Exercise aim: Show all lines that include the string "this"; copy each one.

Dataset records:
>> start

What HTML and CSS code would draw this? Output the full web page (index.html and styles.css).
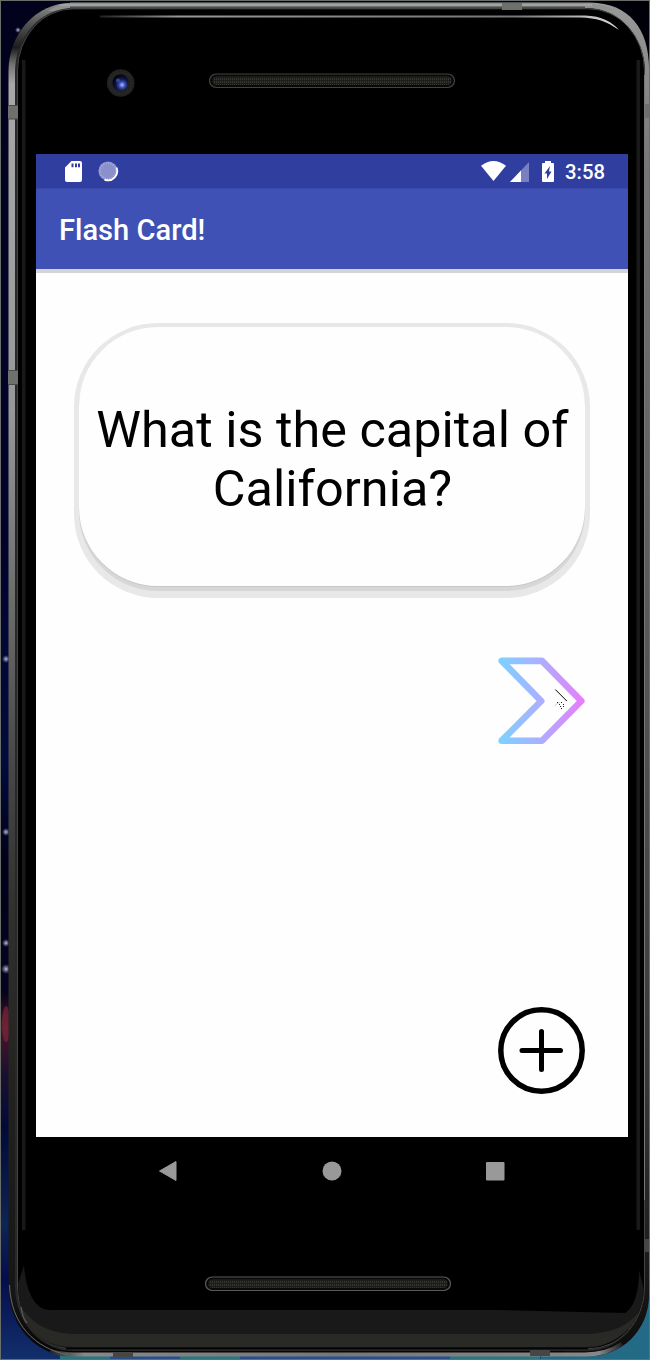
FILE: index.html
```html
<!DOCTYPE html>
<html lang="en">
<head>
<meta charset="utf-8">
<title>Flash Card!</title>
<link rel="stylesheet" href="styles.css">
</head>
<body>
<div class="stage">
  <svg class="frame" width="650" height="1360" viewBox="0 0 650 1360" aria-hidden="true">
    <defs>
      <linearGradient id="space" x1="0" y1="0" x2="0" y2="1">
        <stop offset="0" stop-color="#02021c"/><stop offset=".4" stop-color="#02032c"/><stop offset=".56" stop-color="#020b3c"/>
        <stop offset=".63" stop-color="#01011a"/><stop offset=".73" stop-color="#04041e"/><stop offset=".755" stop-color="#4c1428"/>
        <stop offset=".79" stop-color="#1a1030"/><stop offset=".83" stop-color="#020a38"/><stop offset=".9" stop-color="#0d2455"/><stop offset=".94" stop-color="#050d4c"/><stop offset="1" stop-color="#12306c"/>
      </linearGradient>
      <linearGradient id="metal" x1="0" y1="0" x2="0" y2="1">
        <stop offset="0" stop-color="#8d918c"/><stop offset=".015" stop-color="#555"/><stop offset=".033" stop-color="#1c1c1c"/>
        <stop offset=".045" stop-color="#707270"/><stop offset=".06" stop-color="#a8a8a8"/><stop offset=".3" stop-color="#989898"/><stop offset=".42" stop-color="#727472"/>
        <stop offset=".56" stop-color="#484848"/><stop offset=".67" stop-color="#30302f"/><stop offset=".8" stop-color="#22221f"/><stop offset=".95" stop-color="#161616"/><stop offset="1" stop-color="#050505"/>
      </linearGradient>
      <linearGradient id="metalRight" x1="0" y1="0" x2="0" y2="1">
        <stop offset="0" stop-color="#999"/><stop offset=".12" stop-color="#777"/><stop offset=".5" stop-color="#555"/><stop offset=".8" stop-color="#383838"/><stop offset="1" stop-color="#0c0c0c"/>
      </linearGradient>
      <linearGradient id="shine" x1="0" y1="0" x2="1" y2="0">
        <stop offset="0" stop-color="#222"/><stop offset=".15" stop-color="#999"/><stop offset=".8" stop-color="#777"/><stop offset="1" stop-color="#ddd"/>
      </linearGradient>
      <linearGradient id="bottomEdge" x1="0" y1="0" x2="1" y2="0">
        <stop offset="0" stop-color="#222"/><stop offset=".06" stop-color="#888"/><stop offset=".5" stop-color="#777"/><stop offset=".96" stop-color="#888"/><stop offset="1" stop-color="#222"/>
      </linearGradient>
      <radialGradient id="lens" cx=".6" cy=".65" r=".6">
        <stop offset="0" stop-color="#b0c0ff"/><stop offset=".3" stop-color="#3d52b8"/><stop offset=".6" stop-color="#101a55"/><stop offset="1" stop-color="#04040c"/>
      </radialGradient>
      <radialGradient id="star">
        <stop offset="0" stop-color="#c4c6dc"/><stop offset="1" stop-color="#8084b0" stop-opacity="0"/>
      </radialGradient>
      <pattern id="mesh" width="2" height="3" patternUnits="userSpaceOnUse">
        <rect width="2" height="3" fill="#1c1c1a"/><rect width="1" height="2" fill="#363633"/>
      </pattern>
    </defs>
    <rect width="650" height="1360" fill="url(#space)"/>
    <path d="M560 0H650V120H600Z" fill="#000008"/>
    <path d="M560 1300H650V1360H540Z" fill="#236a86"/>
    <path d="M60 1353H540V1360H60Z" fill="#2a7580"/>
    <path d="M110 1355H180V1360H110ZM240 1355H450V1360H240Z" fill="#274f8e"/>
    <g fill="url(#star)"><circle cx="6" cy="659" r="4"/><circle cx="6" cy="832" r="4"/><circle cx="6" cy="943" r="4"/><circle cx="6" cy="969" r="5"/><circle cx="18" cy="30" r="3"/></g>
    <ellipse cx="6" cy="1024" rx="4" ry="18" fill="#862c40" opacity=".6"/>

    <rect x="8.500" y="3" width="640.500" height="1353" rx="62" ry="68" fill="url(#metal)"/>
    <path d="M70 2.500H590C630 3 649 30 649 68V1295C649 1332 620 1356 590 1356H560L640 1290V70L580 10H70Z" fill="url(#metalRight)"/>
    <path d="M70 3H580Q600 3 615 10L600 11H48Q58 4 70 3Z" fill="#8f938f"/>
    <path d="M60 5H592" stroke="#b0b3ae" stroke-width="1"/>
    <rect x="15" y="8" width="630" height="1343" rx="58" ry="64" fill="#282828"/>
    <rect x="17.500" y="8.800" width="627" height="1340" rx="56" ry="62" fill="#000" stroke="#444" stroke-width="1"/>
    <path d="M70 7.500H585" stroke="#4b4d4a" stroke-width="2"/>
    <path d="M100 15.500H585C602 16 612 22 619 30C606 21 597 18 580 17.500H100Z" fill="url(#shine)"/>
    <path d="M22 60H25.500V1230H22ZM636.500 60H640V1230H636.500Z" fill="#191919"/>
    <path d="M18 1284L24 1265C26 1292 35 1310 50 1310H500L625 1313C635 1307 639 1290 639 1270L644 1290C642 1325 615 1348 585 1348H70C36 1346 18 1320 18 1284Z" fill="#191919"/>
    <path d="M20 1306C32 1322 45 1333 75 1334H590C615 1332 628 1325 639 1312C630 1334 610 1347 585 1347H75C45 1347 27 1332 20 1306Z" fill="#292926"/>
    <path d="M66 1348.500H588" stroke="#050505" stroke-width="2"/>
    <path d="M50 1351C60 1354 65 1354.500 75 1354.500H585C600 1354.500 613 1350 622 1344" fill="none" stroke="url(#bottomEdge)" stroke-width="4"/>
    <path d="M9.500 1285C11 1325 35 1348 68 1355" fill="none" stroke="#6b6b6b" stroke-width="1"/>
    <path d="M21 1307C22 1314 24 1320 27 1323" fill="none" stroke="#555" stroke-width="1.500"/>
    <path d="M8 105h10v14H8ZM8 371h10v14H8ZM502 3h20v7h-20ZM644 104h6v14h-6Z" fill="#6e706c"/>
    <path d="M113 1352h20v5h-20ZM530 1350h20v6h-20ZM645 1239h5v13h-5Z" fill="#464744"/>
    <path d="M8 105.500h10M8 119h10M8 370.500h10M8 384.500h10" stroke="#4a4a4a"/>
    <path d="M644.500 1200V75" stroke="#777" stroke-width="1"/>

    <circle cx="120.700" cy="83" r="13.800" fill="#222"/>
    <circle cx="120.700" cy="83" r="11" fill="none" stroke="#2e2e2e" stroke-width="2" stroke-dasharray="1 2"/>
    <circle cx="120.500" cy="82.500" r="8" fill="url(#lens)"/>
    <circle cx="118" cy="80.500" r="2" fill="#3448a0"/>
    <rect x="209.500" y="74" width="245" height="13.500" rx="6.750" fill="#090909" stroke="#434341" stroke-width="1.200"/>
    <rect x="212.500" y="76.500" width="239" height="8.500" rx="4" fill="url(#mesh)"/>
    <rect x="205.500" y="1277" width="245" height="13.500" rx="6.750" fill="#090909" stroke="#5a5a58" stroke-width="1.200"/>
    <rect x="208.500" y="1279.500" width="239" height="8.500" rx="4" fill="url(#mesh)"/>
    <path d="M.5 0V1360M0 .5H650M0 1359.500H650M649.500 0V1360" stroke="#6b6d69" stroke-width="1"/>
  </svg>

  <main class="screen">
    <header class="status">
      <div class="status-group notices">
        <svg width="17" height="21" viewBox="0 0 17 21"><path fill="#fff" fill-rule="evenodd" d="M6.500 0H15a2 2 0 0 1 2 2V19a2 2 0 0 1-2 2H2a2 2 0 0 1-2-2V6.500ZM6.500 2.500V6.300H8.500V2.500ZM10 2.500V6.300H12V2.500ZM13 2.500V6.300H15V2.500Z"/></svg>
        <svg width="21" height="21" viewBox="0 0 21 21"><circle cx="10" cy="10" r="9.600" fill="#8a91ca"/><circle cx="10" cy="10" r="8" fill="none" stroke="#aab0dc" stroke-width="2" stroke-dasharray="1 1.500"/><path d="M18.500 6.500a9.300 9.300 0 0 1-12 12.200" fill="none" stroke="#fff" stroke-width="1.800"/></svg>
      </div>
      <div class="status-group indicators">
        <svg class="wifi" width="25" height="20" viewBox="0 0 25 20"><path fill="#fff" d="M0 4.800Q12.500-4.800 25 4.800L12.500 20Z"/></svg>
        <svg class="signal" width="19" height="20" viewBox="0 0 19 20"><path fill="#7880c2" d="M19 0V20H0Z"/><path fill="#fff" d="M11 8.500V20H0Z"/></svg>
        <svg class="battery" width="12" height="21" viewBox="0 0 12 21"><path fill="#fff" fill-rule="evenodd" d="M3 0H9V2H11Q12 2 12 3V20Q12 21 11 21H1Q0 21 0 20V3Q0 2 1 2H3ZM8 5L2.500 12.500H5V18L9.500 10.500H7Z"/></svg>
        <span class="clock">3:58</span>
      </div>
    </header>
    <div class="appbar"><h1 class="title">Flash Card!</h1></div>
    <section class="content">
      <div class="card-edge"><div class="card">What is the capital of California?</div></div>
      <button class="next" aria-label="Next">
        <svg width="88" height="88" viewBox="0 0 88 88">
          <defs><linearGradient id="arrow" x1="0" y1="0" x2="1" y2="0"><stop offset="0" stop-color="#7fd0ff"/><stop offset=".5" stop-color="#adaeff"/><stop offset="1" stop-color="#e67ffb"/></linearGradient></defs>
          <path d="M3.700 3.900H44L83.300 44L44 83.700H3.700L43.200 44Z" fill="none" stroke="url(#arrow)" stroke-width="6.600" stroke-linejoin="round"/>
          <path d="M57.300 32.500L68.800 44" stroke="#000" stroke-width="1"/>
          <path d="M57 49L59 46.500 62 45.500" fill="none" stroke="#ccc"/>
          <path d="M59 45h1v1h-1zM63 45h1v1h-1zM61 47h1v1h-1zM65 47h1v1h-1zM62 49h1v1h-1zM65 49h1v1h-1zM63 51h1v1h-1z" fill="#222"/>
        </svg>
      </button>
      <button class="add" aria-label="Add card">
        <svg width="88" height="88" viewBox="0 0 88 88"><g fill="none" stroke="#000" stroke-width="5.500" stroke-linecap="round"><circle cx="43.500" cy="43.500" r="40.700"/><path d="M24 43.500H62.500M43.500 24.500V62.500" stroke-width="5"/></g></svg>
      </button>
    </section>
    <nav class="nav">
      <svg width="18" height="20" viewBox="0 0 18 20"><path d="M17 .500V19.500L.5 10Z" fill="#999" stroke="#999" stroke-linejoin="round"/></svg>
      <svg width="20" height="20" viewBox="0 0 20 20"><circle cx="10" cy="10" r="9.500" fill="#999"/></svg>
      <svg width="19" height="19" viewBox="0 0 19 19"><rect width="18.500" height="18.500" rx="1" fill="#999"/></svg>
    </nav>
  </main>
</div>
</body>
</html>
```

FILE: styles.css
```css
* { box-sizing: border-box; }
body { margin: 0; background: #000; font-family: Roboto, "Liberation Sans", sans-serif; }
svg { display: block; flex: none; }
.stage { position: relative; width: 650px; height: 1360px; padding: 154px 22px 0 36px; overflow: hidden; }
.frame { position: absolute; top: 0; left: 0; }
.screen { position: relative; display: flex; flex-direction: column; width: 592px; }
.status { display: flex; justify-content: space-between; height: 34px; padding: 7px 23px 0 29px; background: #303f9f; }
.status-group { display: flex; align-items: flex-start; }
.notices { gap: 16px; }
.indicators { color: #fff; }
.signal { margin: 1px 13px 0 4px; }
.clock { margin-left: 11px; font-size: 20.3px; font-weight: 500; line-height: 23px; }
.appbar { display: flex; align-items: center; height: 81px; padding: 3px 23px 0; background: #3f51b5; box-shadow: inset 0 1px #3949ab; }
.title { margin: 0; color: #fff; font-size: 29.1px; font-weight: 500; line-height: 34px; }
.content { display: flex; flex-direction: column; height: 868px; padding: 50px 38px 0; background: #fefefe; border-top: 4px solid #e2e2e2; border-image: linear-gradient(#d4d4d4 50%, #ebebeb 50%) 4; }
.card-edge { height: 275px; padding: 4px 5px 12px; border-radius: 84px; background: #e8e8e8; }
.card { display: flex; align-items: center; justify-content: center; height: 259px; padding: 4px 9px 0 10px; border-radius: 79px; background: #fefefe; box-shadow: 0 1px #c8c8c8, 0 5px #d7d7d7; color: #000; font-size: 50.4px; line-height: 59px; text-align: center; }
.next, .add { width: 88px; height: 88px; padding: 0; border: 0; background: none; align-self: flex-end; margin-right: 4px; }
.next { margin-top: 59px; }
.add { margin-top: 262px; }
.nav { display: flex; align-items: center; justify-content: space-between; height: 68px; padding: 0 123px; }
```
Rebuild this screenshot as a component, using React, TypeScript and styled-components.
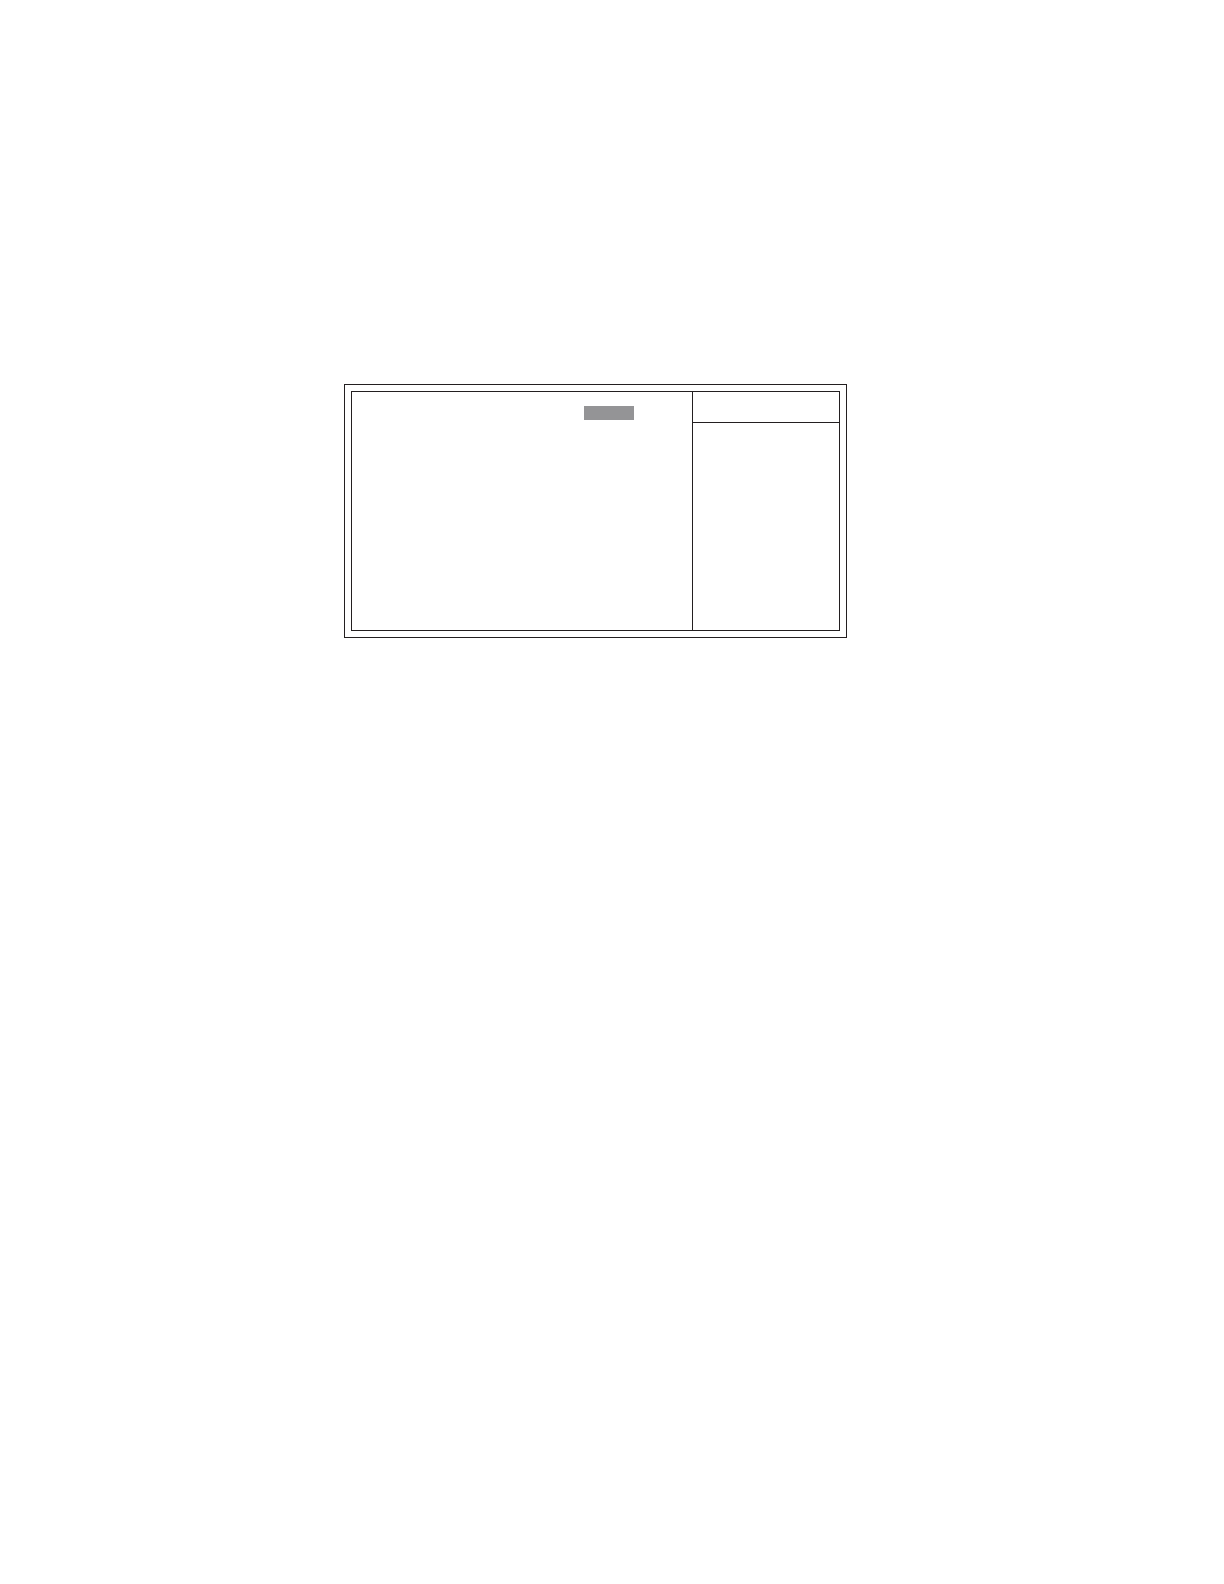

>> end

Task response:
What HTML and CSS code would draw this? Output the full web page (index.html and styles.css).
Rebuild this screenshot as a component, using React, TypeScript and styled-components.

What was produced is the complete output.